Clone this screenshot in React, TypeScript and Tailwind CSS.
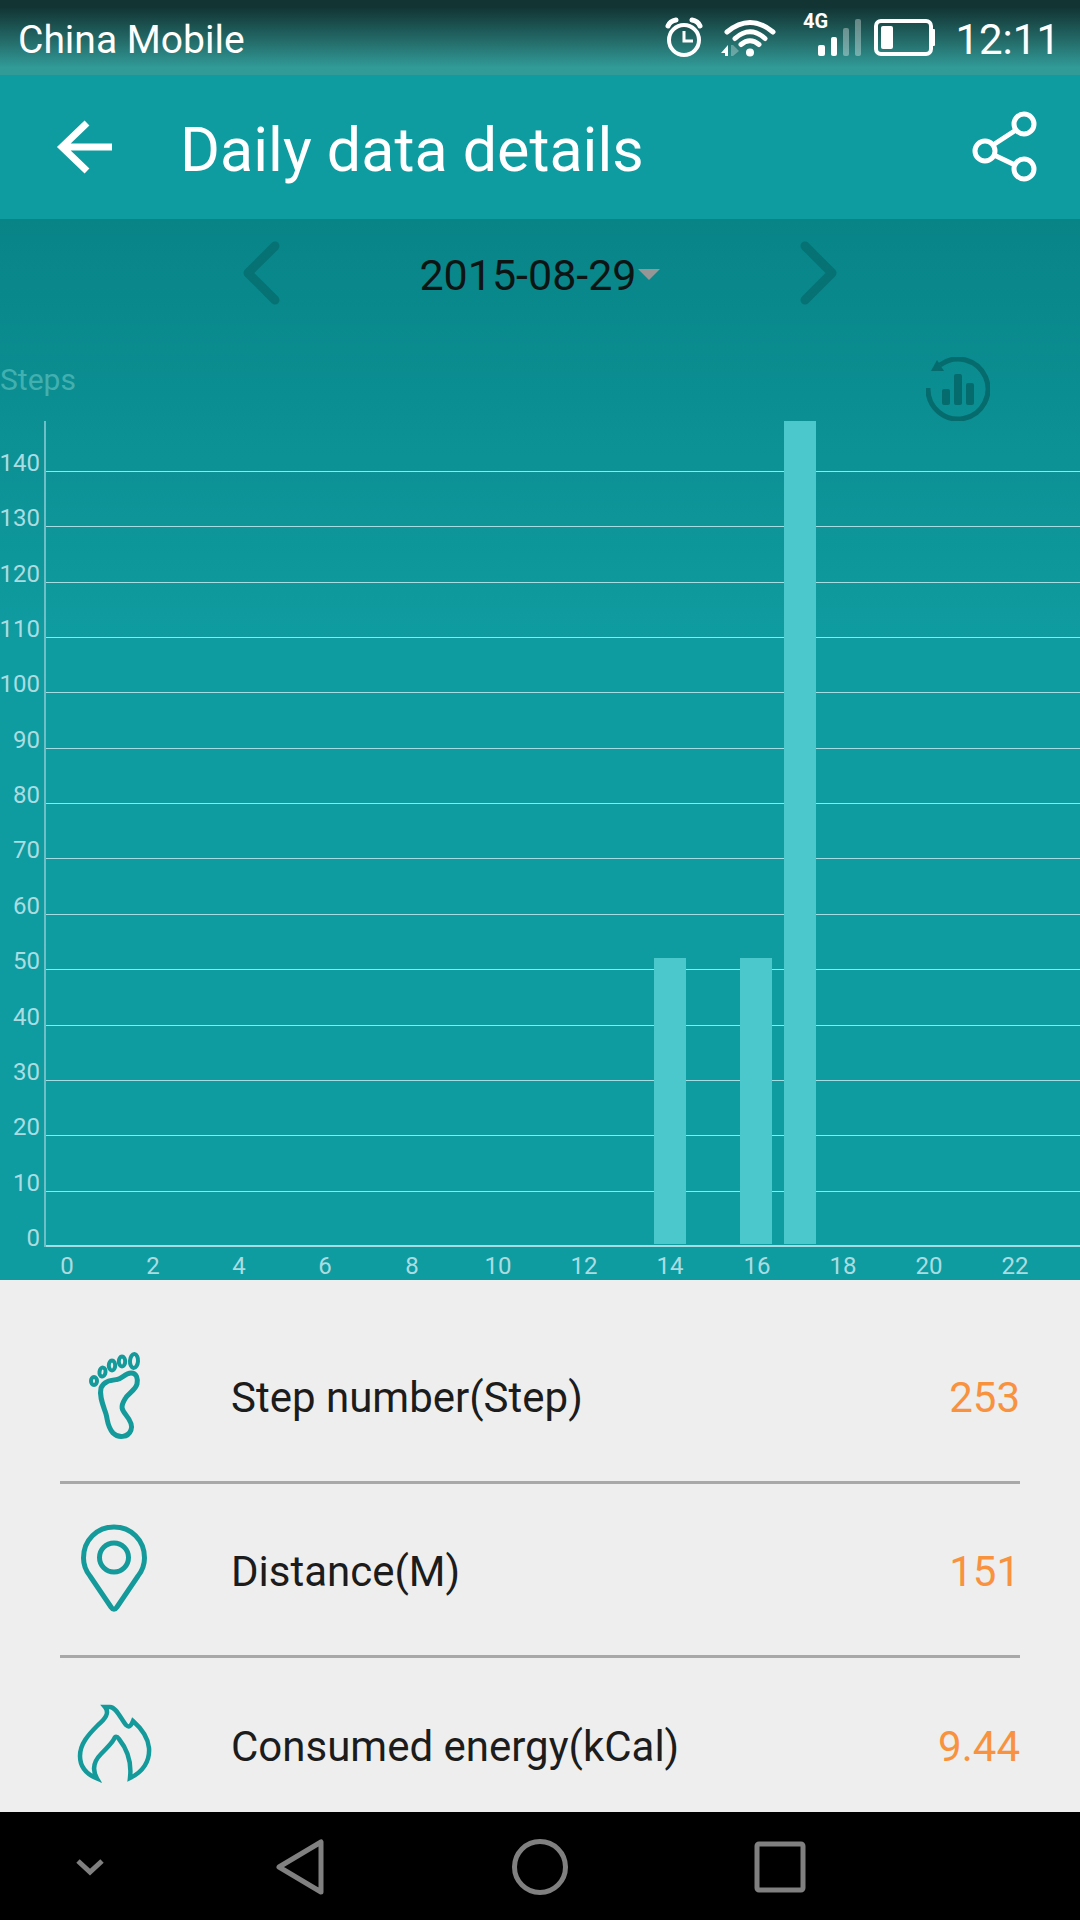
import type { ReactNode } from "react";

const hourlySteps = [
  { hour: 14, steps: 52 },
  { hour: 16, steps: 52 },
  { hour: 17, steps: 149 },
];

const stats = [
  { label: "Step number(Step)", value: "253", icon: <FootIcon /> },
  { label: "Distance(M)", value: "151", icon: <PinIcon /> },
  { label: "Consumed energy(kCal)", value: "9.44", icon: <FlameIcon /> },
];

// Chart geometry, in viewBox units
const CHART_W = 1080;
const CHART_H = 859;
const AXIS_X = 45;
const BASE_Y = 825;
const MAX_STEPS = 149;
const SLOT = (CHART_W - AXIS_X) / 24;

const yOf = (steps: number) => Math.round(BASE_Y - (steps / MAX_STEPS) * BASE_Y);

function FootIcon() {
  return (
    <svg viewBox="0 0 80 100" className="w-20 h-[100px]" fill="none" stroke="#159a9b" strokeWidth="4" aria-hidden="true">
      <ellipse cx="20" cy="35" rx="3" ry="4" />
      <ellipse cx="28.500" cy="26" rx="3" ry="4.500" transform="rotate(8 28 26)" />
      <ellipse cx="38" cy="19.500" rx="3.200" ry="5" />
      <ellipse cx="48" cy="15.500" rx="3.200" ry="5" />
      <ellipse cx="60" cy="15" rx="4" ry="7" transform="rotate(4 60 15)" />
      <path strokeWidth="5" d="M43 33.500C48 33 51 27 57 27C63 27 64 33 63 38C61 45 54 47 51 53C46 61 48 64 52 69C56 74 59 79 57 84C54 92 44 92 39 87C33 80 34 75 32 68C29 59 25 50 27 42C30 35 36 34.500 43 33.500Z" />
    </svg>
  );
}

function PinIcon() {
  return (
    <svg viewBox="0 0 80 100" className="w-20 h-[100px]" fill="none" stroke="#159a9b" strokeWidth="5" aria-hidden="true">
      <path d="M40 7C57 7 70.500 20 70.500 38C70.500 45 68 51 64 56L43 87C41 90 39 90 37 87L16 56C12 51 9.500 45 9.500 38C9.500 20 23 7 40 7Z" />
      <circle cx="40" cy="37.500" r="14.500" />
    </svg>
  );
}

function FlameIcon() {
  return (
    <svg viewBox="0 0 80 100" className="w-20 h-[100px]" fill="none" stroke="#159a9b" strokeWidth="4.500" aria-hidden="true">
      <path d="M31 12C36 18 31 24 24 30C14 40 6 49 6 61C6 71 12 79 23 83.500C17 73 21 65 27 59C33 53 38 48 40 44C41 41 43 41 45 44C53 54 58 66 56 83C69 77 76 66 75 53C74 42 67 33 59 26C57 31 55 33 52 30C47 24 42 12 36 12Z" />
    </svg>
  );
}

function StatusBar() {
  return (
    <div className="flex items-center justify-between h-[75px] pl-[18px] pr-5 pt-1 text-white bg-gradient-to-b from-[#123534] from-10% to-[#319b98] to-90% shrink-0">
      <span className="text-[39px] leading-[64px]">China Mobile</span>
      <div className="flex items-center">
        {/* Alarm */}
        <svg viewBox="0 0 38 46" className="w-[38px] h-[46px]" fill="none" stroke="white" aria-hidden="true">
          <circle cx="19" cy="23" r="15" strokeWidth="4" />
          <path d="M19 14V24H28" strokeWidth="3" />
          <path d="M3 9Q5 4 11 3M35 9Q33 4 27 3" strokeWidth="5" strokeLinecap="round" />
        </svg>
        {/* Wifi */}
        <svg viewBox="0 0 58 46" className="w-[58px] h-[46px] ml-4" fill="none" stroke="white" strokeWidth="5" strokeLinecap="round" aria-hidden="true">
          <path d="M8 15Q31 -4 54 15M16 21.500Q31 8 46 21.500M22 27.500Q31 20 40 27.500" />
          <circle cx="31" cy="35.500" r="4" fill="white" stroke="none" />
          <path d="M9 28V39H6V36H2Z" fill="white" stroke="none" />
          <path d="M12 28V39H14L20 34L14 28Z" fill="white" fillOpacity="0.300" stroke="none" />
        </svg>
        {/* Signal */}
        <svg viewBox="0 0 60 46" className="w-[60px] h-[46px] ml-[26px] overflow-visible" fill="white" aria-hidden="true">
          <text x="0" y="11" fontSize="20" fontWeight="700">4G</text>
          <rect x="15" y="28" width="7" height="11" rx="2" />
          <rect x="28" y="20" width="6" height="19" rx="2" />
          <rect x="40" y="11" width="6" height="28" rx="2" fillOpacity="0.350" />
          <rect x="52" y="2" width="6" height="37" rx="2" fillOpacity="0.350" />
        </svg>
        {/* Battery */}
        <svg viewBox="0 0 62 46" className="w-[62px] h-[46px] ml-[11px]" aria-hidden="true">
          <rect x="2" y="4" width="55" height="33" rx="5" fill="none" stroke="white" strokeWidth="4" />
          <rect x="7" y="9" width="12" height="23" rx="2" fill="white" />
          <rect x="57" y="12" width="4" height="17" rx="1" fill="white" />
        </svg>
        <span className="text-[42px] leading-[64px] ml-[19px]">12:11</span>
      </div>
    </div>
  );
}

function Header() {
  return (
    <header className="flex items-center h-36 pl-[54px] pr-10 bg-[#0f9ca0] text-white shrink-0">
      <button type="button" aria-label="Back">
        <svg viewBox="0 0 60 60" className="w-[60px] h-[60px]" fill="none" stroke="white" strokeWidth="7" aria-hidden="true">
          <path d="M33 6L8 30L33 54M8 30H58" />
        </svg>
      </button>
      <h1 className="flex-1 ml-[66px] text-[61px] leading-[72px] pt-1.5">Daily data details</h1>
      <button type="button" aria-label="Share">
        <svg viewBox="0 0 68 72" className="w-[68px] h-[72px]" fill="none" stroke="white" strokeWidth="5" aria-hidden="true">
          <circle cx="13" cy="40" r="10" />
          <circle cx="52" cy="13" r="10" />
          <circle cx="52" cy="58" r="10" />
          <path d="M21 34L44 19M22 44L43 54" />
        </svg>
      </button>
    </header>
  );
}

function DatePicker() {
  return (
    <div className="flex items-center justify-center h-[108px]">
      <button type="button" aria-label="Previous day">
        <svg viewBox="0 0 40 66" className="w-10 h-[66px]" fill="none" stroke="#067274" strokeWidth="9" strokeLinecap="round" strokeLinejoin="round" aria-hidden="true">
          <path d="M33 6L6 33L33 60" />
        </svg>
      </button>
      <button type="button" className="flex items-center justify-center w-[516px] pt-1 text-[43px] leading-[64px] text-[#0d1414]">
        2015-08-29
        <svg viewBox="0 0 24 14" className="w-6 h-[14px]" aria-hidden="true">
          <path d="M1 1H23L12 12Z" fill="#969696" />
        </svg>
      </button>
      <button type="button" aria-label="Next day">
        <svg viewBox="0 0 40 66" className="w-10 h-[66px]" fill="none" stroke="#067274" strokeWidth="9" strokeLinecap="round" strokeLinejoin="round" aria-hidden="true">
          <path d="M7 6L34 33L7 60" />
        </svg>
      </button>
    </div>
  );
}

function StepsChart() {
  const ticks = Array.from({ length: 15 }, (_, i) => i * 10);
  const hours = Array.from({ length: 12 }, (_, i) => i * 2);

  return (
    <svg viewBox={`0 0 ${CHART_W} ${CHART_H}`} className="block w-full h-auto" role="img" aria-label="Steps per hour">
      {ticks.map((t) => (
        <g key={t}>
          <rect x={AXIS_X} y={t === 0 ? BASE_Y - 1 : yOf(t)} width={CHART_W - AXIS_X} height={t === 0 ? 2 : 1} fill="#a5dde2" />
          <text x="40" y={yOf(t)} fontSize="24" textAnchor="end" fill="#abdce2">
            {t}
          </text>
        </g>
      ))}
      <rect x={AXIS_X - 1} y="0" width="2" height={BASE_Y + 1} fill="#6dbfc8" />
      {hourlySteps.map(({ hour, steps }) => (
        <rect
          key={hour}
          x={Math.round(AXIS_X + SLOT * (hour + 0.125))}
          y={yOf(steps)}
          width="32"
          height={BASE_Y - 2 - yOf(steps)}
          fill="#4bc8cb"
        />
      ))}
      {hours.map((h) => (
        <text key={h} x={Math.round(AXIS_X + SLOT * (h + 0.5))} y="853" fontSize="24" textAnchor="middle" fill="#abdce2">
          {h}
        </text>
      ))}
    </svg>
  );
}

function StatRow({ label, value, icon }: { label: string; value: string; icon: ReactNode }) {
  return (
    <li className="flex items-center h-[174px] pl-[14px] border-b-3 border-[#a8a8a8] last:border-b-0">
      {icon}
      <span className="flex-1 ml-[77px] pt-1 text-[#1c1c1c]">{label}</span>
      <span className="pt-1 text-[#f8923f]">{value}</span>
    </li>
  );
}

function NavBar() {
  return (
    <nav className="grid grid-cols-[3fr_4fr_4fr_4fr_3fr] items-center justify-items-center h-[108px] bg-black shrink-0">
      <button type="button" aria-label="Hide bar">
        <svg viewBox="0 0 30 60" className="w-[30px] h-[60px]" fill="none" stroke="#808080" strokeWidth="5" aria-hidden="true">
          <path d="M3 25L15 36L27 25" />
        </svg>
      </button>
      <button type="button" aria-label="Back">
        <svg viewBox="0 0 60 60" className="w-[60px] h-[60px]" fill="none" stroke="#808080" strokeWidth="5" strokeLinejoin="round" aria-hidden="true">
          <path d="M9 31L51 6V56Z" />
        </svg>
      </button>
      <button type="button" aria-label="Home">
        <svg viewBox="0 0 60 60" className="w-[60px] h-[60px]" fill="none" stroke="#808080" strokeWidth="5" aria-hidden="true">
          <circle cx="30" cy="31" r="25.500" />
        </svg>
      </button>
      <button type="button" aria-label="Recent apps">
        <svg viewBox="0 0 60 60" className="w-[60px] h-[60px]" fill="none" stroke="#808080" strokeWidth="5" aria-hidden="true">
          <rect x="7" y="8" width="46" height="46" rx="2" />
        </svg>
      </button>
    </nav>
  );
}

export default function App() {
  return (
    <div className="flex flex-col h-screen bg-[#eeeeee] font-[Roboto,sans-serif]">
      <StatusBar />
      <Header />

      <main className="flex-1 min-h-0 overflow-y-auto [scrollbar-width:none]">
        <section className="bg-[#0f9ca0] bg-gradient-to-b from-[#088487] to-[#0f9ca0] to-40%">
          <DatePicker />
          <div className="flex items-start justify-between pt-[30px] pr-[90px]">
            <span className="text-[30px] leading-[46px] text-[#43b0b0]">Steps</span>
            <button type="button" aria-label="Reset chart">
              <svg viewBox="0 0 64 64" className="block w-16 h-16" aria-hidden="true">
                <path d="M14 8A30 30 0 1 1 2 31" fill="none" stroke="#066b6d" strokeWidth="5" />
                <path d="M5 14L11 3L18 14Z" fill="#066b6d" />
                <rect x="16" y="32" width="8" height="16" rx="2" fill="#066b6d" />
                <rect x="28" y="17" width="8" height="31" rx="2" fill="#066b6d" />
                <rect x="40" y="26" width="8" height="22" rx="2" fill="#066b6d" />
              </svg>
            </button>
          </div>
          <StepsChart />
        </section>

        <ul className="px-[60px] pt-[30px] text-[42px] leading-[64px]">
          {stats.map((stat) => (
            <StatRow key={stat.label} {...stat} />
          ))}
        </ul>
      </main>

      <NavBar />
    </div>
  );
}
==
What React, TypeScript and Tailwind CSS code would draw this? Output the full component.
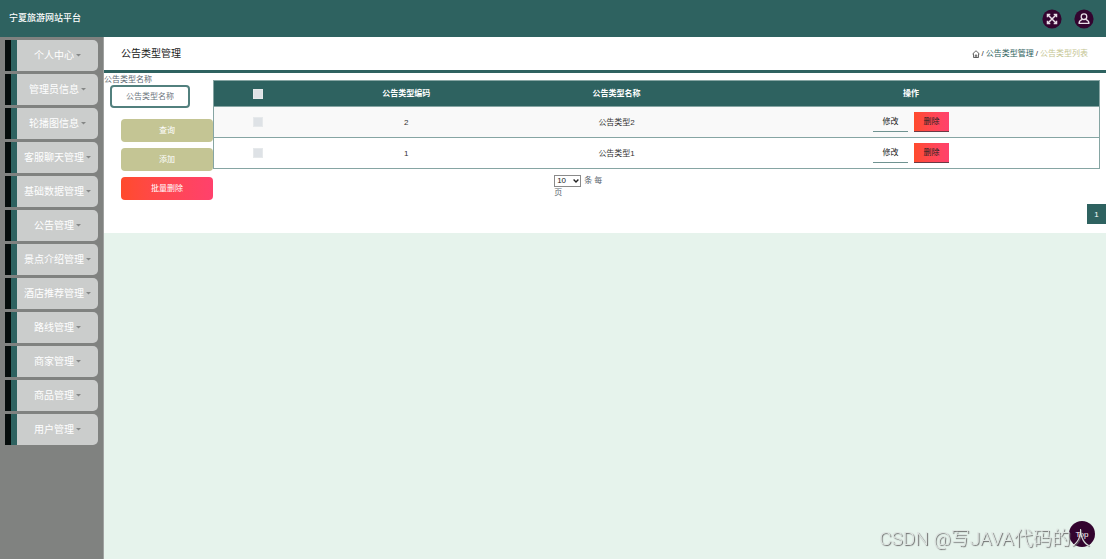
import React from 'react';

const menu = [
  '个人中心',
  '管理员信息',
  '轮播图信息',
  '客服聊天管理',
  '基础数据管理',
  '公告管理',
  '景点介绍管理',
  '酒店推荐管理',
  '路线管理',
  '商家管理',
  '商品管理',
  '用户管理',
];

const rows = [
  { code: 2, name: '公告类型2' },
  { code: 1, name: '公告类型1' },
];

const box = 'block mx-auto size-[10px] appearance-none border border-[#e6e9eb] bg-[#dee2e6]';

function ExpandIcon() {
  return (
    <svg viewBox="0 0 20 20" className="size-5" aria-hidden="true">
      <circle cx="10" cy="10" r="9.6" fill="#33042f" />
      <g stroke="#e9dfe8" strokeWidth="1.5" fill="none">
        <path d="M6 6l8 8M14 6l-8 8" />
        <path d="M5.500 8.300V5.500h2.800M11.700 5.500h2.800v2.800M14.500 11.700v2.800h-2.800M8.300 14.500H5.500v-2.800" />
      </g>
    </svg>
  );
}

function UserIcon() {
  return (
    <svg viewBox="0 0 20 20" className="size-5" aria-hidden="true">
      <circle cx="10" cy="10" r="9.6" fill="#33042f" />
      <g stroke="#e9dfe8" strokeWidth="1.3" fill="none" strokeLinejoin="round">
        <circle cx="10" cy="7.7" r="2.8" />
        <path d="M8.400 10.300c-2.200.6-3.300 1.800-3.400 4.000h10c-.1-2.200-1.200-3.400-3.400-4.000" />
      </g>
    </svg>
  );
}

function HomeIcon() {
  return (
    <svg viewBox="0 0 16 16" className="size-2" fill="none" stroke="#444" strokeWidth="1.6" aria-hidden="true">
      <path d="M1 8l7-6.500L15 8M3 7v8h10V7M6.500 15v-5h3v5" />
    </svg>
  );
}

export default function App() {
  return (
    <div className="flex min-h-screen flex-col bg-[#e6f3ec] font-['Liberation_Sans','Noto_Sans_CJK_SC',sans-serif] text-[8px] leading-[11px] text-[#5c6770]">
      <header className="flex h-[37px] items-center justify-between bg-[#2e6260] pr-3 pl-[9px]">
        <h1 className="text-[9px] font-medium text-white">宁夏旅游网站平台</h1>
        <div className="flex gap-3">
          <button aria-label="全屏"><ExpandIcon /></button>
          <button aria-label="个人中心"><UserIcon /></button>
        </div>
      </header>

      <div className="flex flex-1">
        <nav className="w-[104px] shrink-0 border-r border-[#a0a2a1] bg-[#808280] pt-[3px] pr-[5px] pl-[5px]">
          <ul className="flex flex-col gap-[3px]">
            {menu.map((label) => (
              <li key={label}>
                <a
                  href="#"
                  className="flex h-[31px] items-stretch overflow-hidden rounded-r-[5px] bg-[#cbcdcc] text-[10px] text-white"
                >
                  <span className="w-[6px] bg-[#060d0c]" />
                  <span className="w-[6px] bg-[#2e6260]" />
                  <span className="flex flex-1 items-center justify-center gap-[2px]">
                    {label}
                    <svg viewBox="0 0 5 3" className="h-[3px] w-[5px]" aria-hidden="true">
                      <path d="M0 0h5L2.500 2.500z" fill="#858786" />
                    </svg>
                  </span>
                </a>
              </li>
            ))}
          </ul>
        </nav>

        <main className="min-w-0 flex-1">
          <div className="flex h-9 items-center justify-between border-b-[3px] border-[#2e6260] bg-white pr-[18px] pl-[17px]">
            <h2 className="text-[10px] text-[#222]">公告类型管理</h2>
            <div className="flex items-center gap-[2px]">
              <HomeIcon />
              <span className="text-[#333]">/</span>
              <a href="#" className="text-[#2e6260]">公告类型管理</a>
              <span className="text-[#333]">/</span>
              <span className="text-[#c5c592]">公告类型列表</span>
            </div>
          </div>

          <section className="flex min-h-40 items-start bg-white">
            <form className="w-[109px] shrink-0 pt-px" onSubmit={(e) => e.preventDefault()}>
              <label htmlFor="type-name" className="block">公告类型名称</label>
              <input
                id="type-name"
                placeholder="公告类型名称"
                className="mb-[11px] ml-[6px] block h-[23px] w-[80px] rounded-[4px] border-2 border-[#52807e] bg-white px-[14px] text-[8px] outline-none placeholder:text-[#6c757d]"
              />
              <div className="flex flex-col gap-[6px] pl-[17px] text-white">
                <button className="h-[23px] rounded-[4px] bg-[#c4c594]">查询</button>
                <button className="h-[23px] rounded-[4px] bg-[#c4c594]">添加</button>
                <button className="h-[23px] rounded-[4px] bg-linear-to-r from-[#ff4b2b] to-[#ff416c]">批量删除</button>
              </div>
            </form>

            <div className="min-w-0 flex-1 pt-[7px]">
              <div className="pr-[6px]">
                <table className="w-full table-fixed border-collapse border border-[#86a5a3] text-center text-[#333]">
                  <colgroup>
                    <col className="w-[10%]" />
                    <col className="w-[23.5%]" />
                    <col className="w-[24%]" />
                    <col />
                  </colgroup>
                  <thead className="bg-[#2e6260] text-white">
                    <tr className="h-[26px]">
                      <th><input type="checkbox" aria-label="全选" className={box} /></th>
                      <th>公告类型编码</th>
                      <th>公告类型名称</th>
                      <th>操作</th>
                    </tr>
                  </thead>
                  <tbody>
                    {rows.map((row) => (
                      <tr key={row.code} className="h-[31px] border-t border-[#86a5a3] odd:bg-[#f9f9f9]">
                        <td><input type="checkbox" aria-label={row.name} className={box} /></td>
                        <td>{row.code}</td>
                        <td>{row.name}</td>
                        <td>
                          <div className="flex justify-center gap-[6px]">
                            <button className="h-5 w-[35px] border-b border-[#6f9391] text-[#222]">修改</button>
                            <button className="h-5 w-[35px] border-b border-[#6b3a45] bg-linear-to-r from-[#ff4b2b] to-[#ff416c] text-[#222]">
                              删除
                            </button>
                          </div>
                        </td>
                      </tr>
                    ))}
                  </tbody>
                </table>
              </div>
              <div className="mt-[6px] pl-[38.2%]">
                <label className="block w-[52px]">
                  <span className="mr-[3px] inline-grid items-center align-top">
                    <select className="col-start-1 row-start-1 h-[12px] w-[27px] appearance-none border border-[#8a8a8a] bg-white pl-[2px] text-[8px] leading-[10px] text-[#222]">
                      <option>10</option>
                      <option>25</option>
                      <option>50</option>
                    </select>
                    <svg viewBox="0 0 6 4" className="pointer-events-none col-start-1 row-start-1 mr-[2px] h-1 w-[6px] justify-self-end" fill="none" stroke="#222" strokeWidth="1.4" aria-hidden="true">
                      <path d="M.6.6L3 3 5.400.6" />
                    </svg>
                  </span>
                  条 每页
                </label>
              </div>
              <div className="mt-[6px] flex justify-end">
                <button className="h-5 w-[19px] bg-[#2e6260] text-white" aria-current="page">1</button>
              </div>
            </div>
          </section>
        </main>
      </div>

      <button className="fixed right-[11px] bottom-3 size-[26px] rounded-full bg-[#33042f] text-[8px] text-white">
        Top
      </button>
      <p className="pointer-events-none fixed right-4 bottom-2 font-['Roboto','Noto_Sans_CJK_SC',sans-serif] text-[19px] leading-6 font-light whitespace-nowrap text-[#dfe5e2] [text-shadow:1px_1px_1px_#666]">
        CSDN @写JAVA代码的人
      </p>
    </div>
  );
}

### [Given task]
In the entries above, find every line with the word "full" and list it.

### [Finished task]
    <svg viewBox={`0 0 ${CHART_W} ${CHART_H}`} className="block w-full h-auto" role="img" aria-label="Steps per hour">
What React, TypeScript and Tailwind CSS code would draw this? Output the full component.
                <table className="w-full table-fixed border-collapse border border-[#86a5a3] text-center text-[#333]">
      <button className="fixed right-[11px] bottom-3 size-[26px] rounded-full bg-[#33042f] text-[8px] text-white">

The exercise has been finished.